PW: I think the thing I’m most proud of in Emmet Otter is the way the two songs fit together at the end. With ‘We’re closer now than ever before… how much alike we are, we must be long lost brothers.‘ I wrote one of them with a space to answer—have you ever heard Jim James sing that with ‘My Morning Jacket?’
AS: I haven’t but I’ll look it up after we talk.
PW: Oh my god, it’s one of the best recordings of my songs in my lifetime. ‘Jim James’ and “My Morning Jacket’ from Muppets: The Green Album—it’s the complete ending song, with the two parts together and it sounds like a Beatles cut. It’s just stunning what they did with it.
AS: What about the great song, “Bar-B-Que”?
PW: My favorite line in there is, ‘Barbecue / Lifts my spirits / I swear it never fails /And the sauce mama makes will stay there forever if you dare to get it under your nails.’ That’s straight out of my childhood. My dad was a construction worker who was working from job to job to job and there were our Sunday picnics for all the construction workers and all. Always barbecue and sauce that was just deadly. It was so delicious, but a spot of my mom’s barbecue sauce on a white t-shirt would be there for the life of that t-shirt. You could never quite get it out.
When I sit down to write a song and I’m writing the song by myself, it’s always a play well with others situation. Because I love the characters that I’m writing for. How could you not love Ma and Emmet?

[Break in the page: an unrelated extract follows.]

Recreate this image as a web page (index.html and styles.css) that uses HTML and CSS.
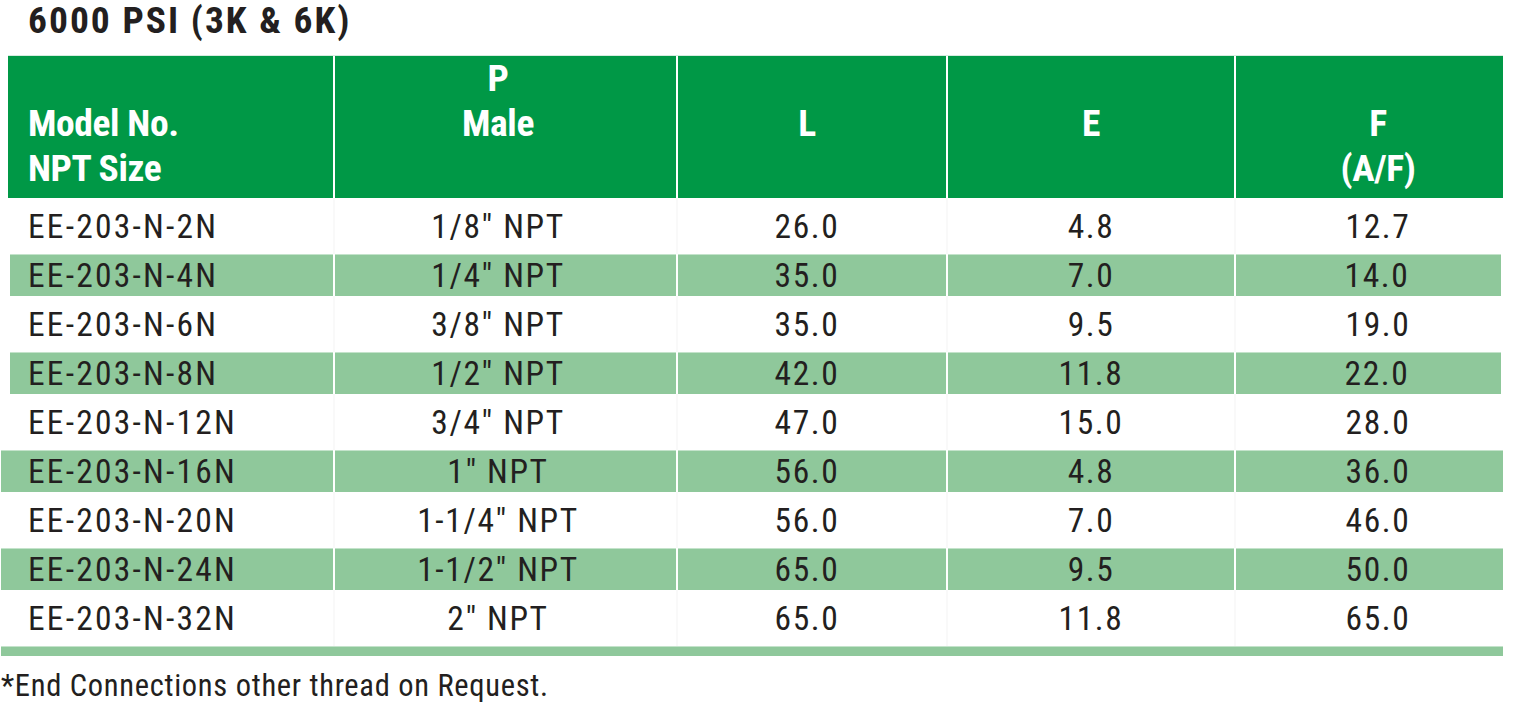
FILE: index.html
```html
<!DOCTYPE html>
<html lang="en">
<head>
<meta charset="utf-8">
<title>6000 PSI (3K &amp; 6K)</title>
<link rel="stylesheet" href="styles.css">
</head>
<body>
<main class="sheet">
  <h1 class="title">6000 PSI (3K &amp; 6K)</h1>
  <div class="table">
    <div class="row head">
      <div class="cell c1"><span class="ln ln2">Model No.</span><span class="ln ln3">NPT Size</span></div>
      <div class="cell c2"><span class="ln ln1">P</span><span class="ln ln2">Male</span></div>
      <div class="cell c3"><span class="ln ln2">L</span></div>
      <div class="cell c4"><span class="ln ln2">E</span></div>
      <div class="cell c5"><span class="ln ln2">F</span><span class="ln ln3">(A/F)</span></div>
    </div>
    <div class="row plain">
      <div class="cell c1">EE-203-N-2N</div><div class="cell c2">1/8" NPT</div><div class="cell c3">26.0</div><div class="cell c4">4.8</div><div class="cell c5">12.7</div>
    </div>
    <div class="row shade inset">
      <div class="cell c1">EE-203-N-4N</div><div class="cell c2">1/4" NPT</div><div class="cell c3">35.0</div><div class="cell c4">7.0</div><div class="cell c5">14.0</div>
    </div>
    <div class="row plain">
      <div class="cell c1">EE-203-N-6N</div><div class="cell c2">3/8" NPT</div><div class="cell c3">35.0</div><div class="cell c4">9.5</div><div class="cell c5">19.0</div>
    </div>
    <div class="row shade inset">
      <div class="cell c1">EE-203-N-8N</div><div class="cell c2">1/2" NPT</div><div class="cell c3">42.0</div><div class="cell c4">11.8</div><div class="cell c5">22.0</div>
    </div>
    <div class="row plain">
      <div class="cell c1">EE-203-N-12N</div><div class="cell c2">3/4" NPT</div><div class="cell c3">47.0</div><div class="cell c4">15.0</div><div class="cell c5">28.0</div>
    </div>
    <div class="row shade">
      <div class="cell c1">EE-203-N-16N</div><div class="cell c2">1" NPT</div><div class="cell c3">56.0</div><div class="cell c4">4.8</div><div class="cell c5">36.0</div>
    </div>
    <div class="row plain">
      <div class="cell c1">EE-203-N-20N</div><div class="cell c2">1-1/4" NPT</div><div class="cell c3">56.0</div><div class="cell c4">7.0</div><div class="cell c5">46.0</div>
    </div>
    <div class="row shade">
      <div class="cell c1">EE-203-N-24N</div><div class="cell c2">1-1/2" NPT</div><div class="cell c3">65.0</div><div class="cell c4">9.5</div><div class="cell c5">50.0</div>
    </div>
    <div class="row plain">
      <div class="cell c1">EE-203-N-32N</div><div class="cell c2">2" NPT</div><div class="cell c3">65.0</div><div class="cell c4">11.8</div><div class="cell c5">65.0</div>
    </div>
    <div class="endbar"></div>
  </div>
  <p class="note">*End Connections other thread on Request.</p>
</main>
</body>
</html>
```

FILE: styles.css
```css
* { box-sizing: border-box; }

html, body {
  margin: 0;
  padding: 0;
  background: #ffffff;
}

body {
  font-family: Roboto, "DejaVu Sans Condensed", sans-serif;
  font-stretch: 75%;
  color: #231f20;
  width: 1528px;
  height: 704px;
  overflow: hidden;
}

.sheet {
  display: flex;
  flex-direction: column;
}

.title {
  margin: 0 0 16px 28px;
  font-size: 37.5px;
  line-height: 40px;
  font-weight: 700;
  letter-spacing: 2px;
  color: #231f20;
}

.table {
  display: flex;
  flex-direction: column;
  width: 1504px;
}

.row {
  display: grid;
  grid-template-columns: minmax(0, 1fr) 341px 268px 286px var(--last, 267px);
  column-gap: 2px;
  margin-left: var(--ml, 1px);
  margin-right: var(--mr, 1px);
}

.row.head {
  --ml: 8px;
  height: 142px;
  background: #ffffff;
  box-shadow: 0 -1px 0 #d6ece0;
}

.row.plain {
  height: 56px;
  background: #f9f9f9;
}

.row.plain .cell {
  background: #ffffff;
}

.row.shade {
  height: 42px;
  background: #ffffff;
}

.row.inset {
  --ml: 10px;
  --mr: 3px;
  --last: 265px;
}

.cell {
  display: flex;
  align-items: center;
  justify-content: center;
  font-size: 33.5px;
  letter-spacing: 1.6px;
  white-space: nowrap;
}

.row.shade .cell {
  background: #8fc89b;
  box-shadow: inset 0 1px 0 #c4e3cb;
}

.cell.c1 {
  justify-content: flex-start;
  padding-left: 27px;
  letter-spacing: 2.2px;
}

.row.inset .cell.c1 { padding-left: 18px; }

.cell.c2 { padding-right: 15px; }
.cell.c3 { padding-right: 10px; }
.cell.c5 { padding-left: 17px; }

.row.head .cell {
  display: grid;
  grid-template-rows: repeat(3, 45px);
  align-items: center;
  justify-items: center;
  align-content: start;
  background: #009846;
  color: #ffffff;
  font-weight: 700;
  font-size: 37.5px;
  line-height: 45px;
  letter-spacing: -0.4px;
}

.row.head .cell.c1 {
  justify-items: start;
  padding-left: 20px;
}

.ln { display: block; }
.ln1 { grid-row: 1; }
.ln2 { grid-row: 2; }
.ln3 { grid-row: 3; }

.endbar {
  height: 10px;
  margin: 0 1px;
  background: #8fc89b;
  box-shadow: inset 0 1px 0 #c4e3cb;
}

.note {
  margin: 13px 0 0 1px;
  font-size: 30.5px;
  line-height: 34px;
  letter-spacing: 0.7px;
  color: #231f20;
}
```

The thing is that’s all so wonderful about those jobs, those songs and those characters is that there are pieces of this show that will stay with me forever. They become part of our family lexicon.
If we see some absolute ass on television doing something just rude and dangerous and these days that happens a bunch, you can’t believe how stunningly cruel someone will be. We’ll look at each other and say, ‘He seems nice…'[Laughs]. Like Charlie in the tree house, ‘He seems nice.’ And the line, ‘Do you think they got mashed potatoes?,” is part of the family lexicon. It’s like, if we have to make an adjustment and we’re not doing something we wanted to do but we’re going to do something else, we say, ‘Think they’ve got mashed potatoes?’ It just becomes a part of your life. But I think the relationship—the ‘plays well with others’—may be an edge of a kind of madness but it’s so wonderfully playful to be writing songs for these characters. They’re right there with me while we’re writing. But that’s the sort of thing if you’d admit to, there was a time that they’d lock you up!
AS: How about the story behind the beautiful song, “When the River Meets the Sea”?
PW: I think the title is in the book. I think there’s kind of a Stephen Foster—I’m not sure exactly how to describe it. There is a place musically that is so deep in our own musical history in this country and around the world. But for American composers like a Stephen Foster—or if you listen to Randy Newman’s songs, some of his early songs seemed to be so inspired by that kind of old Kentucky home. There’s something in that that is comforting. When you think about death, the line that comes to mind, I don’t know if my dad said it or if I thought it and gave him credit for it, but I’ve always said that my dad said, ‘The greatest tribute to the mind of man was that we had conceived of infinity and our own death and had not gone mad.’ What is the antidote to that madness or that fear is a sense of comfort. This is nature at its best because it gives us the thought of a life that continues. When the river meets the sea, the water doesn’t stop being water. It becomes a larger body of water. That’s my own consciousness. I seem to write about lives continuing and multiple lives a lot.
AS: It can be hard to have language for death. The movie Soul recently offered language and imagery for death, which can be helpful. And your song, “When the River Meets the Sea” is another one. So, thank you for that.
PW: It’s interesting because the longer I’m alive the more I recognize that it’s just a real gift that, again, there is a tuning to a relationship that I think is the beginning of the music. The way I would feel around Jim, to have a conversation with him and Frank Oz. I just got a beautiful email from Frank Oz. He watched Emmet again and we both kind of reveled in—first of all, I was so complimented that he would write me about it at all. He’s just a wonderful friend. I remember having conversations with Jim and Frank where they would have Kermit and Piggy with them on their arms and there are five of us in that conversation. Frank is the sweetest most loving man and kind and Jim was a sweetheart. And Piggy would say things to me that I cannot repeat [Laughs]. So, there’s a harmonic to the relationship that is music before it emerges as a song.